Resume Formats & Types
Before writing a single word, you need to choose the right resume format. The format you pick signals how you want a recruiter to read your career story — and the wrong choice can bury your strongest selling points.
There are three widely accepted resume formats, each suited to a different career situation. Understanding which one fits your background is the first and most important decision you'll make.
The Chronological Format
The reverse-chronological resume is the most widely used format globally, and for good reason — recruiters expect it. It lists your work experience starting from your most recent role and works backward in time. This format works best when:
- You have a consistent, uninterrupted work history in the same field
- You're applying to a role in the same industry you've been working in
- Your most recent job is your most impressive or most relevant
- You have 2+ years of experience to showcase
Avoid this format if you have significant employment gaps, are changing industries, or your most recent role isn't your strongest.
The Functional Format
The functional resume (also called a skills-based resume) focuses on your abilities and competencies rather than your job history.

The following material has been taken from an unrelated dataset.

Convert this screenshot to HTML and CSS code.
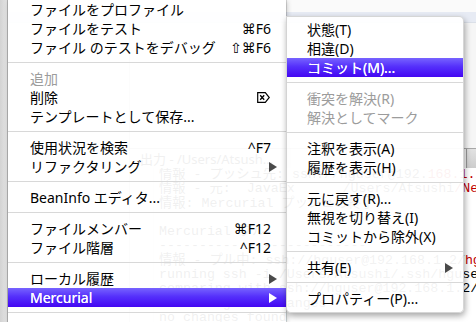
FILE: index.html
```html
<!DOCTYPE html>
<html lang="ja">
<head>
<meta charset="utf-8">
<title>Mercurial menu</title>
<link rel="stylesheet" href="styles.css">
</head>
<body>
<div class="desk">
  <div class="gutter"></div>
  <div class="win">
    <div class="topband"></div>
    <div class="content">
      <div class="side"></div>
      <div class="rightcol">
        <div class="editor"></div>
        <div class="output">
          <div class="out-head"><span class="tab">出力 - /Users/Atsush...</span></div>
          <div class="out-body">
            <div class="out-tools"></div>
<pre class="out-text">情報 - プッシュ先: ssh://hguser@192.<span class="red">168.1.2/hg</span>
情報 - 元:  JavaEx      /Users/Atsushi<span class="red">/NetBeansProjects/JavaEx</span>
情報: Mercurial プッシュの終了

Mercurial プル
--------------------------
情報 - プル中: ssh://hguser@192.168.1.2/<span class="red">hg</span>
running ssh -i /Users/Atsushi/.ssh/hguser
comparing with ssh://hguser@192.168.1.2/hg
searching for changes
no changes found</pre>
          </div>
        </div>
      </div>
    </div>
  </div>
</div>

<div class="menu main-menu">
  <div class="item"><span>ファイルをプロファイル</span></div>
  <div class="item"><span>ファイルをテスト</span><span class="key">⌘F6</span></div>
  <div class="item"><span>ファイル のテストをデバッグ</span><span class="key">⇧⌘F6</span></div>
  <div class="sep"></div>
  <div class="item off"><span>追加</span></div>
  <div class="item"><span>削除</span><svg class="del" width="13" height="11" viewBox="0 0 13 11"><path d="M0.7 0.7H8.3L12.3 5.5L8.3 10.3H0.7Z" fill="none" stroke="#000" stroke-width="1.2"/><path d="M3.2 3.2L7.2 7.8M7.2 3.2L3.2 7.8" stroke="#000" stroke-width="1.3"/></svg></div>
  <div class="item"><span>テンプレートとして保存...</span></div>
  <div class="sep"></div>
  <div class="item"><span>使用状況を検索</span><span class="key">^F7</span></div>
  <div class="item"><span>リファクタリング</span><span class="arrow"></span></div>
  <div class="sep"></div>
  <div class="item"><span>BeanInfo エディタ...</span></div>
  <div class="sep"></div>
  <div class="item"><span>ファイルメンバー</span><span class="key">⌘F12</span></div>
  <div class="item"><span>ファイル階層</span><span class="key">^F12</span></div>
  <div class="sep"></div>
  <div class="item"><span>ローカル履歴</span><span class="arrow"></span></div>
  <div class="item hi"><span>Mercurial</span><span class="arrow"></span></div>
  <div class="sep"></div>
</div>

<div class="menu sub-menu">
  <div class="item"><span>状態(T)</span></div>
  <div class="item"><span>相違(D)</span></div>
  <div class="item hi"><span>コミット(M)...</span></div>
  <div class="sep"></div>
  <div class="item off"><span>衝突を解決(R)</span></div>
  <div class="item off"><span>解決としてマーク</span></div>
  <div class="sep"></div>
  <div class="item"><span>注釈を表示(A)</span></div>
  <div class="item"><span>履歴を表示(H)</span></div>
  <div class="sep"></div>
  <div class="item"><span>元に戻す(R)...</span></div>
  <div class="item"><span>無視を切り替え(I)</span></div>
  <div class="item"><span>コミットから除外(X)</span></div>
  <div class="sep"></div>
  <div class="item"><span>共有(E)</span><span class="arrow"></span></div>
  <div class="sep"></div>
  <div class="item"><span>プロパティー(P)...</span></div>
</div>
</body>
</html>
```

FILE: styles.css
```css
* {
  box-sizing: border-box;
  margin: 0;
  padding: 0;
}

html,
body {
  width: 476px;
  height: 322px;
  overflow: hidden;
}

body {
  position: relative;
  background: #fff;
  font-family: "Noto Sans", "Noto Sans CJK JP", sans-serif;
  color: #000;
}

/* ---------- background window ---------- */
.desk {
  display: flex;
  width: 476px;
  height: 322px;
  overflow: hidden;
}

.gutter {
  width: 8px;
  flex: none;
  background: linear-gradient(to right, #d3d3d3, #e2e2e2 80%, #c2c2c2);
}

.win {
  flex: 1;
  min-width: 0;
  display: flex;
  flex-direction: column;
  background: #fff;
  overflow: hidden;
}

.topband {
  height: 23px;
  flex: none;
  background: linear-gradient(#fafafa 0, #fafafa 12px, #e7ebf4 12px, #e7ebf4 100%);
  border-bottom: 1px solid #dbe0e8;
}

.content {
  flex: 1;
  display: flex;
  min-height: 0;
}

.side {
  width: 122px;
  flex: none;
  background: #f7f7f7;
  border-right: 1px solid #cfcfcf;
}

.rightcol {
  flex: 1;
  min-width: 0;
  display: flex;
  flex-direction: column;
  overflow: hidden;
}

.editor {
  height: 125px;
  flex: none;
  background: #f6f6f6;
}

.output {
  flex: 1;
  display: flex;
  flex-direction: column;
  min-height: 0;
}

.out-head {
  height: 20px;
  flex: none;
  display: flex;
  align-items: center;
  background: linear-gradient(#e2e2e2, #cdcdcd);
  border-top: 1px solid #a8a8a8;
}

.tab {
  height: 100%;
  width: 337px;
  flex: none;
  display: flex;
  align-items: center;
  padding-left: 10px;
  font-size: 13px;
  background: #f2f2f2;
  border-right: 1px solid #9a9a9a;
}

.out-body {
  flex: 1;
  display: flex;
  background: #fff;
  min-height: 0;
  overflow: hidden;
}

.out-tools {
  width: 24px;
  flex: none;
  border-right: 1px solid #e2e2e2;
}

.out-text {
  padding-left: 5px;
  font-family: "Liberation Mono", "Noto Sans CJK JP", monospace;
  font-size: 13.3px;
  line-height: 14.3px;
  white-space: pre;
  color: #000;
}

.red {
  color: #c00000;
}

/* ---------- menus ---------- */
.menu {
  position: absolute;
  font-size: 14px;
  background: rgba(255, 255, 255, 0.94);
}

.main-menu {
  left: 8px;
  top: 0;
  width: 278px;
  height: 322px;
  box-shadow: 0 0 0 1px rgba(0, 0, 0, 0.13), 1px 1px 5px rgba(0, 0, 0, 0.22);
}

.sub-menu {
  left: 286px;
  top: 16px;
  width: 178px;
  padding: 3px 0 4px;
  border: 1px solid rgba(0, 0, 0, 0.16);
  border-radius: 0 5px 5px 5px;
  background: rgba(255, 255, 255, 0.95);
  box-shadow: 1px 3px 6px rgba(0, 0, 0, 0.35);
}

.item {
  height: 19px;
  display: flex;
  align-items: center;
  justify-content: space-between;
  white-space: nowrap;
  line-height: 19px;
}

.main-menu .item {
  padding: 0 9px 0 22px;
}

.sub-menu .item {
  padding: 0 10px 0 20px;
}

.item.off {
  color: #9c9c9c;
}

.item.hi {
  color: #fff;
  background: linear-gradient(#7763ff, #5530fb 45%, #4306f2);
  text-shadow: 0 0 0.4px #fff;
}

.key {
  margin-right: 6px;
  font-family: "Noto Sans", "DejaVu Sans", sans-serif;
}

.del {
  margin-right: 7px;
  display: block;
}

.arrow {
  width: 0;
  height: 0;
  border-left: 8px solid #4a4a4a;
  border-top: 5px solid transparent;
  border-bottom: 5px solid transparent;
}

.hi .arrow {
  border-left-color: #fff;
}

.sep {
  height: 12px;
  padding-top: 5px;
}

.sep::before {
  content: "";
  display: block;
  height: 1px;
  background: #d8d8d8;
}
```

Instead of leading with employment dates, it groups your achievements under skill categories. This works well for:
- Career changers pivoting to an entirely new field
- Recent graduates with limited work experience
- Professionals returning to the workforce after a long gap
- Freelancers or contractors with many short-term engagements
One important caution: many hiring managers are skeptical of functional resumes because they often hide a weak work history. Use this format strategically, and always be prepared to explain your background in an interview.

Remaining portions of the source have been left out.